_YOUR INSTRUCTIONS_
Starting at the line containing "Recreate this image", please quote every line up to and including the line containing "import React from", exactly, and nothing beyond.

------ RECORD EXTRACTS

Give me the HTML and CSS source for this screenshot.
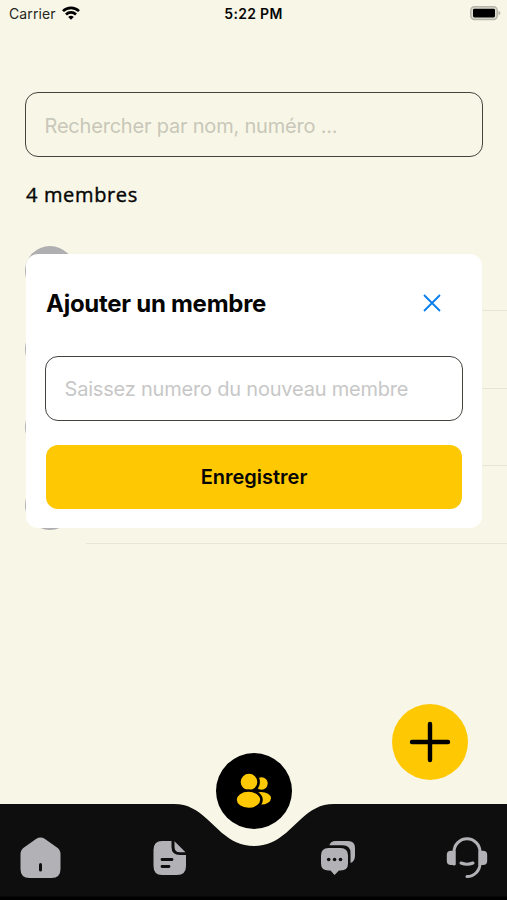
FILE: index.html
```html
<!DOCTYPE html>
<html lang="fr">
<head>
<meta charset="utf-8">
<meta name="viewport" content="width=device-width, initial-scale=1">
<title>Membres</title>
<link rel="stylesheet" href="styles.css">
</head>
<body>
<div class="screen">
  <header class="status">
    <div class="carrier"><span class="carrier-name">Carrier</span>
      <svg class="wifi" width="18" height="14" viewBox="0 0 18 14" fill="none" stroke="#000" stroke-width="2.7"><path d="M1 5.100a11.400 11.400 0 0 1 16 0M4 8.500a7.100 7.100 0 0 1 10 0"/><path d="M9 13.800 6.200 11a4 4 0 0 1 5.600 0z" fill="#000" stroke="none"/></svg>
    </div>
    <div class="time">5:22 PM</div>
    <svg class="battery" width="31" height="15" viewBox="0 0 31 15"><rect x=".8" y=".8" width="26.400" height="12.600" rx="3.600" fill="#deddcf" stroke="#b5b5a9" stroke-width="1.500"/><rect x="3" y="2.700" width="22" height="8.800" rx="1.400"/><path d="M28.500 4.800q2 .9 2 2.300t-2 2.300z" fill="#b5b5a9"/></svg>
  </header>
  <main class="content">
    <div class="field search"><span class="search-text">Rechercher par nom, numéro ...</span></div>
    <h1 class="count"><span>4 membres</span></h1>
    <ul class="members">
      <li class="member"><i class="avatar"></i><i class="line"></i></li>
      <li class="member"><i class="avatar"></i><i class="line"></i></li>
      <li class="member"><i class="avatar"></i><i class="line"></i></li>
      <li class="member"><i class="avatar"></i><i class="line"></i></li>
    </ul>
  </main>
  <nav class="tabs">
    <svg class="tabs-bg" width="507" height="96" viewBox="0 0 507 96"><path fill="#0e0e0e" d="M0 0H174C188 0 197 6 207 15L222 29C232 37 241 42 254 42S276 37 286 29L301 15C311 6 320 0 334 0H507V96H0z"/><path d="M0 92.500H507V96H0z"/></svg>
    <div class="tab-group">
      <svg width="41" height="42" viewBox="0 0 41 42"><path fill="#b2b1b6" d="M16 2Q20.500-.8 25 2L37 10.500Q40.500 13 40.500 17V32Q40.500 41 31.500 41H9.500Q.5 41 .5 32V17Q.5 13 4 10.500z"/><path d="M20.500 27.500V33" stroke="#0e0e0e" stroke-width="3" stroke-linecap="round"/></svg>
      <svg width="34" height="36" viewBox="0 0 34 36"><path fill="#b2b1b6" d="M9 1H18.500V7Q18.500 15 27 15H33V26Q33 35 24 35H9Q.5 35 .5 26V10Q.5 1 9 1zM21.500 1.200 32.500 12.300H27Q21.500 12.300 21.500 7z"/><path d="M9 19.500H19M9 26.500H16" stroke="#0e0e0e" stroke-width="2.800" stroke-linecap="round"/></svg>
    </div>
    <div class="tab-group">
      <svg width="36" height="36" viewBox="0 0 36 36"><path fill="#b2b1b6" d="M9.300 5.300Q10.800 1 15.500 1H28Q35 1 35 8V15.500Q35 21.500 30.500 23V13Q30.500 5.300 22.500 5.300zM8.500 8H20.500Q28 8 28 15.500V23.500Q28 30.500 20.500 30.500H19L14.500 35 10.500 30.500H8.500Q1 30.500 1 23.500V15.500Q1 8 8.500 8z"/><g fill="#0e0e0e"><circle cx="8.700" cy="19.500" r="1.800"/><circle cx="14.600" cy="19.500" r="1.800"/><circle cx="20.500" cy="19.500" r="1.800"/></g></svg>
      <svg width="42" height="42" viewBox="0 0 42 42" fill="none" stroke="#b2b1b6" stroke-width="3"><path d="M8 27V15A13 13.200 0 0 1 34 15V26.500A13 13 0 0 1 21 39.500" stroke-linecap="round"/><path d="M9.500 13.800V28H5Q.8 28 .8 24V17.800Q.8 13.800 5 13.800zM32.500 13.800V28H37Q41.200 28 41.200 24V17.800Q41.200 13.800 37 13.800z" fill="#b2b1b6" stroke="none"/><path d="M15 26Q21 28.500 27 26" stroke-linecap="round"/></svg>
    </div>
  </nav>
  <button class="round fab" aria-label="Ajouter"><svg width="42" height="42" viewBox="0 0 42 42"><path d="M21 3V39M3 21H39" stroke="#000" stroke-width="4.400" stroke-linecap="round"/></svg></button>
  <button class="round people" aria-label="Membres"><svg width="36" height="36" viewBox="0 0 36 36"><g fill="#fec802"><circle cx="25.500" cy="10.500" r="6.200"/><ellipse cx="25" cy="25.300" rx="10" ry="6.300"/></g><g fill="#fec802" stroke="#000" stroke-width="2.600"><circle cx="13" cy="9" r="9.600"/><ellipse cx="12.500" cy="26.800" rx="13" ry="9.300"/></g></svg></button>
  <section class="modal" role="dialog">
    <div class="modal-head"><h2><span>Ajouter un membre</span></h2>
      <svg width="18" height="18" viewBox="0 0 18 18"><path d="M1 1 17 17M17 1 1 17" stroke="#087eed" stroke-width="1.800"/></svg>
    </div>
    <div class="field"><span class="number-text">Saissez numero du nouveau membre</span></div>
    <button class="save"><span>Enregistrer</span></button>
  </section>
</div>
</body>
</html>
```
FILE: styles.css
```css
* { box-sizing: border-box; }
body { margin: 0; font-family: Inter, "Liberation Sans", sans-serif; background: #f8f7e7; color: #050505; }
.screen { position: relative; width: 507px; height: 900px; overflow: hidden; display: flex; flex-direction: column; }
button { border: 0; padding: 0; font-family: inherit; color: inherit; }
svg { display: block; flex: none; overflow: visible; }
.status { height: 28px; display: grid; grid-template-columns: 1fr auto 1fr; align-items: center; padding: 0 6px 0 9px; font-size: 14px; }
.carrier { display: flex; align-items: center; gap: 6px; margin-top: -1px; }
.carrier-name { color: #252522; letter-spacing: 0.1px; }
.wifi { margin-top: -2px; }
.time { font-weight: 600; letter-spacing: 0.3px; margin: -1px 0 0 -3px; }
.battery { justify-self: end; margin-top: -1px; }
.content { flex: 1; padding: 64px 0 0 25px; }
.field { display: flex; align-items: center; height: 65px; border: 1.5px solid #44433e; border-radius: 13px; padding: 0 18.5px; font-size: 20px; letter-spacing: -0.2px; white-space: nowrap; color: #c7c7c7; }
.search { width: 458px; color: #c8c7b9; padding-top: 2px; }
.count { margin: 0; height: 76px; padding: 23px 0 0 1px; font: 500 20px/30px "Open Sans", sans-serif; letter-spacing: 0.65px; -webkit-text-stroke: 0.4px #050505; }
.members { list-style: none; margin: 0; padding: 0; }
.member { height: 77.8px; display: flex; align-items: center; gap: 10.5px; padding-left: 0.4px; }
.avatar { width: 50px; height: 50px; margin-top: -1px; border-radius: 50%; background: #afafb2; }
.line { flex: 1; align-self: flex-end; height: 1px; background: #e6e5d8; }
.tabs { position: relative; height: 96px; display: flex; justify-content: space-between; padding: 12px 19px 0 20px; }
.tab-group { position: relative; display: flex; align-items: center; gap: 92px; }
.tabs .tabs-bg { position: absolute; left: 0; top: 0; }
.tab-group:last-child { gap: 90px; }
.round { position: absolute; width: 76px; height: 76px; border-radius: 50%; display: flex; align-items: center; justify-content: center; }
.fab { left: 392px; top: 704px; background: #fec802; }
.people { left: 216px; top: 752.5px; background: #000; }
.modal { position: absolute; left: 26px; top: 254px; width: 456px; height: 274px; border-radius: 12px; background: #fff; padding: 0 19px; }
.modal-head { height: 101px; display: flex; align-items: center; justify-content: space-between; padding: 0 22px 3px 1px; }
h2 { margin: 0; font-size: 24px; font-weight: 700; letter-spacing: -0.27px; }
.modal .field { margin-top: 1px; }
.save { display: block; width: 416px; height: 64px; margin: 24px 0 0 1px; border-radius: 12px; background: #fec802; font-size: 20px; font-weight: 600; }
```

------------
------ RECORD EXTRACTS

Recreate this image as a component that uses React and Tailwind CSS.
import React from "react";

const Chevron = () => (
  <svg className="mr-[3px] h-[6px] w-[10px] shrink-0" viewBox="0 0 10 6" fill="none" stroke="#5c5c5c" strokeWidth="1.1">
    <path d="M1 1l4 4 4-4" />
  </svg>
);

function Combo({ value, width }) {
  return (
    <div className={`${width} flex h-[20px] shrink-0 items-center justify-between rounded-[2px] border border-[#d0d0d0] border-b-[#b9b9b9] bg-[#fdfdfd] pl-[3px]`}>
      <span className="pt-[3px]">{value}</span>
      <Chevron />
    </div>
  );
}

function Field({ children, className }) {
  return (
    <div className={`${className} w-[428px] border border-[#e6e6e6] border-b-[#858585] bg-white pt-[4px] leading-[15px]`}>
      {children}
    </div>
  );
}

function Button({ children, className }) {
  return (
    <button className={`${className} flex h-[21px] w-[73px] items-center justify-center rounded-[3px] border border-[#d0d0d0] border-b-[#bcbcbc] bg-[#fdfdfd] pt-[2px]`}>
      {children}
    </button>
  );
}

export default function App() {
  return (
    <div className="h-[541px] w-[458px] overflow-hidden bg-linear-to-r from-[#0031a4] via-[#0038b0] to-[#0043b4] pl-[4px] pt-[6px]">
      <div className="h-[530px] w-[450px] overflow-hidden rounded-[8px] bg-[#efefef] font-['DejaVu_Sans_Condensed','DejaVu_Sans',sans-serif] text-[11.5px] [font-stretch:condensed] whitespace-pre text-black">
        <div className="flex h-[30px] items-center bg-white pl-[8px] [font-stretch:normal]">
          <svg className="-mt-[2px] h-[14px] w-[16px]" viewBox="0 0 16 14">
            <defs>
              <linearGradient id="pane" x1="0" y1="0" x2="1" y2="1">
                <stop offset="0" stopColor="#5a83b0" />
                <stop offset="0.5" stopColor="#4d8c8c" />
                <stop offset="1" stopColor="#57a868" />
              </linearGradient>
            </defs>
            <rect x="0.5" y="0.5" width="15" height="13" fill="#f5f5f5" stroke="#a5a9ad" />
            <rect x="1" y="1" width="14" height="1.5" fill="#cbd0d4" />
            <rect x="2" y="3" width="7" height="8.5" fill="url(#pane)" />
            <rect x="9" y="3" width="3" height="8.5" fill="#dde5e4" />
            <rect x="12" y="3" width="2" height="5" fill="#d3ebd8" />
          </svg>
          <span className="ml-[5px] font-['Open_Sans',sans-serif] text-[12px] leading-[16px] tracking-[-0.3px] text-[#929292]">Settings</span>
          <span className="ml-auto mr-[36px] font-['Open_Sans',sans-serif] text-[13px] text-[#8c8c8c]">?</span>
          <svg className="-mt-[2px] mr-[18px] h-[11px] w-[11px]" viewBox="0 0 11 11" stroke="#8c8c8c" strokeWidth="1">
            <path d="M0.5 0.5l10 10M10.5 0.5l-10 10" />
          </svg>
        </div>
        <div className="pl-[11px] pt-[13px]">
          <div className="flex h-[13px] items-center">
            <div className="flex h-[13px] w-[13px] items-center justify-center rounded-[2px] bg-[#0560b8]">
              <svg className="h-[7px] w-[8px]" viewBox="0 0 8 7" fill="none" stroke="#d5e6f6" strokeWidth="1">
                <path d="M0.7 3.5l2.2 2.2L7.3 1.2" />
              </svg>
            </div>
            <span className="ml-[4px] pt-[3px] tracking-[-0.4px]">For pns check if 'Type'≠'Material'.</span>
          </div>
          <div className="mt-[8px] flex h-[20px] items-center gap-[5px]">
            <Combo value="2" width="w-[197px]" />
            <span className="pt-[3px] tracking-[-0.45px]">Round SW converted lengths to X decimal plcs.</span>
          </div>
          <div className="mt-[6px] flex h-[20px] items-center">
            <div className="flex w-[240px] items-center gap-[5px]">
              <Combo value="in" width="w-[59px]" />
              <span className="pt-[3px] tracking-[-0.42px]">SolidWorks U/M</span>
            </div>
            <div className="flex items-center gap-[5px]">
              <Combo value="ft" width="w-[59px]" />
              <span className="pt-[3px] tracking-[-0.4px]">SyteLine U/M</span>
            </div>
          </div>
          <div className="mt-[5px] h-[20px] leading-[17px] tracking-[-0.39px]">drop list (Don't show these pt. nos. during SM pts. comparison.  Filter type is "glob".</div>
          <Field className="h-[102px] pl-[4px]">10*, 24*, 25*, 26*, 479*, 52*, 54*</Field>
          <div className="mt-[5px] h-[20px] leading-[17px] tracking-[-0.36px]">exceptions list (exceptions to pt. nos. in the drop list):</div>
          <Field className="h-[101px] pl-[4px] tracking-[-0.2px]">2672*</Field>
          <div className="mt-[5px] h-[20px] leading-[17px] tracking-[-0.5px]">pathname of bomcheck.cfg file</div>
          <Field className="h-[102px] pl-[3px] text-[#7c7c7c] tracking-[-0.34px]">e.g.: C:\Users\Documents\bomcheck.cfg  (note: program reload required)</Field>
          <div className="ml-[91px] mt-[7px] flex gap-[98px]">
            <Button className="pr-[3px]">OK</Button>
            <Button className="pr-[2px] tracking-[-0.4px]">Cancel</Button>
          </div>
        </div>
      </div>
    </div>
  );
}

------------

_REPLY TO THE EXERCISE_
Recreate this image as a component that uses React and Tailwind CSS.
import React from "react";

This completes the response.